(Exercise requirements):
Copy out all the lines exactly. Omit pictures.

(Supplied material):
···
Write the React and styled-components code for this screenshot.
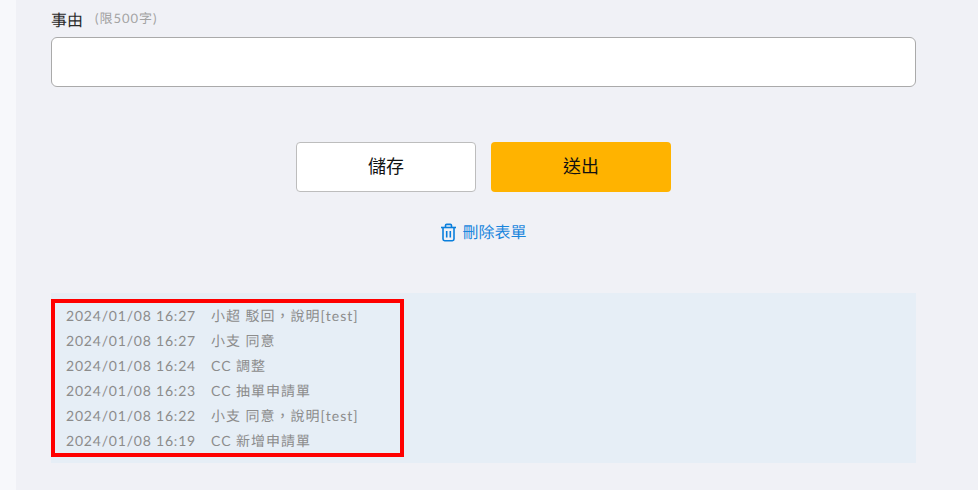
import React from 'react';
import styled, { createGlobalStyle } from 'styled-components';

const GlobalStyle = createGlobalStyle`
    html, body {
        margin: 0;
        padding: 0;
        height: 100%;
        overflow: hidden;
        background: #f7f8fb;
    }
    body {
        font-family: Lato, "Noto Sans CJK TC", sans-serif;
        text-rendering: geometricPrecision;
    }
`;

const Page = styled.div`
    display: flex;
    width: 978px;
    height: 490px;
    overflow: hidden;
`;

const SideStrip = styled.div`
    width: 16px;
    flex-shrink: 0;
    background: #f7f8fb;
`;

const Main = styled.main`
    flex: 1;
    background: #f0f1f6;
    padding: 0 62px 0 35px;
`;

const LabelRow = styled.div`
    display: flex;
    align-items: center;
    height: 37px;
`;

const Label = styled.label`
    font-size: 16px;
    color: #2a2a2a;
    margin-right: 12px;
`;

const Hint = styled.span`
    font-size: 13px;
    color: #a3a3a3;
    letter-spacing: 1px;
    position: relative;
    top: -1px;
`;

const ReasonInput = styled.input`
    display: block;
    box-sizing: border-box;
    width: 100%;
    height: 50px;
    background: #fff;
    border: 1px solid #aaa;
    border-radius: 6px;
    outline: none;
`;

const ButtonRow = styled.div`
    display: flex;
    justify-content: center;
    gap: 15px;
    margin-top: 55px;
`;

const ActionButton = styled.button`
    box-sizing: border-box;
    width: 180px;
    height: 50px;
    border-radius: 4px;
    font-family: inherit;
    font-size: 18px;
    color: #111;
    padding: 0 0 4px;
    background: ${props => props.$primary ? '#ffb300' : '#fff'};
    border: ${props => props.$primary ? 'none' : '1px solid #bdbdbd'};
`;

const DeleteRow = styled.div`
    display: flex;
    justify-content: center;
    margin-top: 27px;
`;

const DeleteLink = styled.a`
    display: flex;
    align-items: center;
    gap: 5px;
    height: 24px;
    margin-bottom: 1px;
    font-size: 16px;
    color: #1a86dd;
`;

const LogPanel = styled.section`
    margin-top: 49px;
    padding: 6px 0;
    background: #e6eef6;
`;

const LogBox = styled.div`
    box-sizing: border-box;
    width: 353px;
    border: 4px solid #ff0000;
    padding: 0 11px;
`;

const LogRow = styled.div`
    display: flex;
    height: 25px;
    line-height: 25px;
    font-size: 14px;
    letter-spacing: 1px;
    color: #8c8c8c;
    white-space: nowrap;
`;

const LogTime = styled.span`
    width: 145px;
    flex-shrink: 0;
    letter-spacing: 0.8px;
`;

const TrashIcon = () => (
    <svg width="17" height="19" viewBox="0 0 17 19" fill="none" stroke="#0a7fdc" strokeWidth="1.6" style={{ marginTop: 3 }}>
        <path d="M1 4.5h15" />
        <path d="M5.5 4.5V2.6c0-.7.5-1.2 1.2-1.2h3.6c.7 0 1.2.5 1.2 1.2v1.9" />
        <path d="M3 4.5v11.6c0 1 .7 1.6 1.6 1.6h7.8c.9 0 1.6-.6 1.6-1.6V4.5" />
        <path d="M6.7 8v6.5M10.3 8v6.5" />
    </svg>
);

const logs = [
    { time: '2024/01/08 16:27', text: '小超 駁回，說明[test]' },
    { time: '2024/01/08 16:27', text: '小支 同意' },
    { time: '2024/01/08 16:24', text: 'CC 調整' },
    { time: '2024/01/08 16:23', text: 'CC 抽單申請單' },
    { time: '2024/01/08 16:22', text: '小支 同意，說明[test]' },
    { time: '2024/01/08 16:19', text: 'CC 新增申請單' },
];

const App = () => (
    <Page>
        <GlobalStyle />
        <SideStrip />
        <Main>
            <LabelRow>
                <Label>事由</Label>
                <Hint>(限500字)</Hint>
            </LabelRow>
            <ReasonInput />
            <ButtonRow>
                <ActionButton>儲存</ActionButton>
                <ActionButton $primary>送出</ActionButton>
            </ButtonRow>
            <DeleteRow>
                <DeleteLink>
                    <TrashIcon />
                    刪除表單
                </DeleteLink>
            </DeleteRow>
            <LogPanel>
                <LogBox>
                    {logs.map((log, i) => (
                        <LogRow key={i}>
                            <LogTime>{log.time}</LogTime>
                            <span>{log.text}</span>
                        </LogRow>
                    ))}
                </LogBox>
            </LogPanel>
        </Main>
    </Page>
);

export default App;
···
(Task answer):
Write the React and styled-components code for this screenshot.
import React from 'react';
import styled, { createGlobalStyle } from 'styled-components';

const GlobalStyle = createGlobalStyle`
    html, body {
        margin: 0;
        padding: 0;
        height: 100%;
        overflow: hidden;
        background: #f7f8fb;
    }
    body {
        font-family: Lato, "Noto Sans CJK TC", sans-serif;
        text-rendering: geometricPrecision;
    }
`;

const Page = styled.div`
    display: flex;
    width: 978px;
    height: 490px;
    overflow: hidden;
`;

const SideStrip = styled.div`
    width: 16px;
    flex-shrink: 0;
    background: #f7f8fb;
`;

const Main = styled.main`
    flex: 1;
    background: #f0f1f6;
    padding: 0 62px 0 35px;
`;

const LabelRow = styled.div`
    display: flex;
    align-items: center;
    height: 37px;
`;

const Label = styled.label`
    font-size: 16px;
    color: #2a2a2a;
    margin-right: 12px;
`;

const Hint = styled.span`
    font-size: 13px;
    color: #a3a3a3;
    letter-spacing: 1px;
    position: relative;
    top: -1px;
`;

const ReasonInput = styled.input`
    display: block;
    box-sizing: border-box;
    width: 100%;
    height: 50px;
    background: #fff;
    border: 1px solid #aaa;
    border-radius: 6px;
    outline: none;
`;

const ButtonRow = styled.div`
    display: flex;
    justify-content: center;
    gap: 15px;
    margin-top: 55px;
`;

const ActionButton = styled.button`
    box-sizing: border-box;
    width: 180px;
    height: 50px;
    border-radius: 4px;
    font-family: inherit;
    font-size: 18px;
    color: #111;
    padding: 0 0 4px;
    background: ${props => props.$primary ? '#ffb300' : '#fff'};
    border: ${props => props.$primary ? 'none' : '1px solid #bdbdbd'};
`;

const DeleteRow = styled.div`
    display: flex;
    justify-content: center;
    margin-top: 27px;
`;

const DeleteLink = styled.a`
    display: flex;
    align-items: center;
    gap: 5px;
    height: 24px;
    margin-bottom: 1px;
    font-size: 16px;
    color: #1a86dd;
`;

const LogPanel = styled.section`
    margin-top: 49px;
    padding: 6px 0;
    background: #e6eef6;
`;

const LogBox = styled.div`
    box-sizing: border-box;
    width: 353px;
    border: 4px solid #ff0000;
    padding: 0 11px;
`;

const LogRow = styled.div`
    display: flex;
    height: 25px;
    line-height: 25px;
    font-size: 14px;
    letter-spacing: 1px;
    color: #8c8c8c;
    white-space: nowrap;
`;

const LogTime = styled.span`
    width: 145px;
    flex-shrink: 0;
    letter-spacing: 0.8px;
`;

const TrashIcon = () => (
    <svg width="17" height="19" viewBox="0 0 17 19" fill="none" stroke="#0a7fdc" strokeWidth="1.6" style={{ marginTop: 3 }}>
        <path d="M1 4.5h15" />
        <path d="M5.5 4.5V2.6c0-.7.5-1.2 1.2-1.2h3.6c.7 0 1.2.5 1.2 1.2v1.9" />
        <path d="M3 4.5v11.6c0 1 .7 1.6 1.6 1.6h7.8c.9 0 1.6-.6 1.6-1.6V4.5" />
        <path d="M6.7 8v6.5M10.3 8v6.5" />
    </svg>
);

const logs = [
    { time: '2024/01/08 16:27', text: '小超 駁回，說明[test]' },
    { time: '2024/01/08 16:27', text: '小支 同意' },
    { time: '2024/01/08 16:24', text: 'CC 調整' },
    { time: '2024/01/08 16:23', text: 'CC 抽單申請單' },
    { time: '2024/01/08 16:22', text: '小支 同意，說明[test]' },
    { time: '2024/01/08 16:19', text: 'CC 新增申請單' },
];

const App = () => (
    <Page>
        <GlobalStyle />
        <SideStrip />
        <Main>
            <LabelRow>
                <Label>事由</Label>
                <Hint>(限500字)</Hint>
            </LabelRow>
            <ReasonInput />
            <ButtonRow>
                <ActionButton>儲存</ActionButton>
                <ActionButton $primary>送出</ActionButton>
            </ButtonRow>
            <DeleteRow>
                <DeleteLink>
                    <TrashIcon />
                    刪除表單
                </DeleteLink>
            </DeleteRow>
            <LogPanel>
                <LogBox>
                    {logs.map((log, i) => (
                        <LogRow key={i}>
                            <LogTime>{log.time}</LogTime>
                            <span>{log.text}</span>
                        </LogRow>
                    ))}
                </LogBox>
            </LogPanel>
        </Main>
    </Page>
);

export default App;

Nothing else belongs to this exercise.